1. Creating a Dataset Config#

To create a dataset config with language conditioning, include the lang key under the dataset config dictionary. This key should specify the language annotations for all demos in this dataset.

Example:

{
    ...
    "train": {
        "data": [
            {
                "path": "path/to/dataset.hdf5",
                "lang": "language instruction for your task"
            },
            ...
        ],
        ...
    },
    ...
}

2. Conditioning Policies on Language Embeddings#

We support CLIP embeddings for encoding language. The pre-defined key for language embeddings is lang_emb (specified in robomimic/utils/lang_utils.py).
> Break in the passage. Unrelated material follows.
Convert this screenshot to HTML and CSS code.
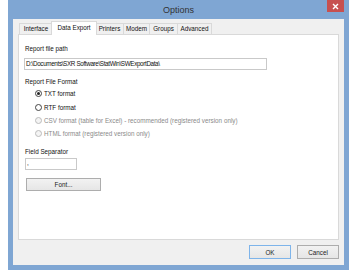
FILE: index.html
```html
<!DOCTYPE html>
<html>
<head>
<meta charset="utf-8">
<title>Options</title>
<link rel="stylesheet" href="styles.css">
</head>
<body>
<div class="window">
  <div class="titlebar">
    <span class="title">Options</span>
    <div class="close"><svg width="7" height="7" viewBox="0 0 7 7"><path d="M1 1L6 6M6 1L1 6" stroke="#fff" stroke-width="1.4"/></svg></div>
  </div>
  <div class="client">
    <div class="tabs">
      <div class="tab t-interface">Interface</div>
      <div class="tab active t-export">Data Export</div>
      <div class="tab t-printers">Printers</div>
      <div class="tab t-modem">Modem</div>
      <div class="tab t-groups">Groups</div>
      <div class="tab t-advanced">Advanced</div>
    </div>
    <div class="panel">
      <div class="label l-path">Report file path</div>
      <div class="textbox path">D:\Documents\SXR Software\StatWin\SWExportData\</div>
      <div class="label l-format">Report File Format</div>
      <div class="radios">
        <div class="radio-row"><span class="radio checked"></span><span>TXT format</span></div>
        <div class="radio-row"><span class="radio"></span><span>RTF format</span></div>
        <div class="radio-row disabled"><span class="radio"></span><span>CSV format (table for Excel) - recommended (registered version only)</span></div>
        <div class="radio-row disabled"><span class="radio"></span><span>HTML format (registered version only)</span></div>
      </div>
      <div class="label l-sep">Field Separator</div>
      <div class="textbox sep">,</div>
      <div class="btn font-btn">Font...</div>
    </div>
    <div class="footer">
      <div class="btn default">OK</div>
      <div class="btn">Cancel</div>
    </div>
  </div>
</div>
</body>
</html>
```
FILE: styles.css
```css
html, body {
  margin: 0;
  padding: 0;
  background: #ffffff;
}
body {
  font-family: "Liberation Sans", Arial, sans-serif;
  font-size: 6.3px;
  color: #111111;
}
.window {
  margin-left: 8px;
  width: 341px;
  height: 270px;
  box-sizing: border-box;
  padding: 0 5px 5px;
  background: #7fa6d3;
  display: flex;
  flex-direction: column;
}
.titlebar {
  height: 19px;
  position: relative;
  display: flex;
  align-items: center;
  justify-content: center;
}
.title {
  font-size: 9px;
  color: #333333;
  margin-top: 1px;
}
.close {
  position: absolute;
  right: 0;
  top: 0;
  width: 17px;
  height: 12px;
  background: #c75050;
  display: flex;
  align-items: center;
  justify-content: center;
}
.client {
  flex: 1;
  background: #f0f0f0;
  padding: 2px 5px 0;
  display: flex;
  flex-direction: column;
}
.tabs {
  display: flex;
  align-items: flex-end;
  height: 13px;
  padding-left: 1px;
  position: relative;
  z-index: 1;
}
.tab {
  height: 11px;
  box-sizing: border-box;
  border: 1px solid #d9d9d9;
  border-bottom: none;
  background: #f0f0f0;
  line-height: 10px;
  margin-right: -1px;
  text-align: center;
  color: #111;
  white-space: nowrap;
}
.t-interface { width: 34px; }
.t-printers { width: 29px; }
.t-modem { width: 27px; }
.t-groups { width: 29px; }
.t-advanced { width: 35px; }
.tab.active {
  width: 46px;
  height: 14px;
  margin-bottom: -1px;
  background: #ffffff;
  line-height: 11px;
  margin-left: -1px;
  margin-right: -2px;
  position: relative;
  z-index: 2;
}
.panel {
  height: 206px;
  box-sizing: border-box;
  background: #ffffff;
  border: 1px solid #d9d9d9;
  padding: 10px 6px 0;
  display: flex;
  flex-direction: column;
  align-items: flex-start;
}
.label {
  line-height: 8px;
  height: 8px;
}
.l-format { margin-top: 8px; }
.l-sep { margin-top: 7px; }
.textbox {
  box-sizing: border-box;
  height: 12px;
  border: 1px solid #c9c9c9;
  background: #fff;
  line-height: 10px;
  padding-left: 1px;
  white-space: nowrap;
}
.textbox.path {
  width: 243px;
  margin-top: 5px;
  margin-left: -1px;
  letter-spacing: -0.35px;
}
.textbox.sep {
  width: 52px;
  margin-top: 2px;
  line-height: 8px;
}
.radios {
  margin-top: 1px;
  display: flex;
  flex-direction: column;
}
.radio-row {
  height: 13.4px;
  display: flex;
  align-items: center;
  padding-left: 10px;
  gap: 2px;
  white-space: nowrap;
}
.radio {
  width: 7px;
  height: 7px;
  box-sizing: border-box;
  border: 1px solid #444;
  border-radius: 50%;
  background: #fff;
  display: flex;
  align-items: center;
  justify-content: center;
}
.radio.checked::after {
  content: "";
  width: 3px;
  height: 3px;
  border-radius: 50%;
  background: #222;
}
.radio-row.disabled {
  color: #8a8a8a;
}
.radio-row.disabled .radio {
  border-color: #bcbcbc;
  background: #f4f4f4;
}
.btn {
  box-sizing: border-box;
  width: 42px;
  height: 14px;
  border: 1px solid #adadad;
  background: linear-gradient(#f2f2f2, #e6e6e6);
  display: flex;
  align-items: center;
  justify-content: center;
  color: #222;
}
.btn.default {
  border-color: #7eb4ea;
}
.font-btn {
  width: 75px;
  height: 13px;
  margin-top: 8px;
  margin-left: 1px;
}
.footer {
  display: flex;
  justify-content: flex-end;
  gap: 6px;
  padding-top: 5px;
}
```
You can condition your policy on lang_emb using 2 ways:

  1. As feature input to action head

  2. FiLM over vision encoder

Feature input to action head#

This concatenates language embeddings with other low-dim observations input to the policy.

Example:

{
    ...
    "observation": {
        "modalities": {
            "obs": {
                "low_dim": [
                    "robot0_eef_pos",
                    "robot0_eef_quat",
                    "lang_emb"
                ],
                ...
            },
        },
        ...
    },
    ...
}

FiLM over vision encoder#

This conditions the ResNet18 visual encoder with lang_emb using FiLM (see paper).

Example:

{
    ...
    "observation": {
        "rgb": {
            "core_class": "VisualCoreLanguageConditioned",
            "core_kwargs": {
                "feature_dimension": 64,
                "flatten": true,
                "backbone_class": "ResNet18ConvFiLM",
                "backbone_kwargs": {
                    "pretrained": false,
                    "input_coord_conv": false
                },
                "pool_class": null,
                "pool_kwargs": {}
            },
            "obs_randomizer_class": null,
            "obs_randomizer_kwargs": {}
        },
        ...
    }
}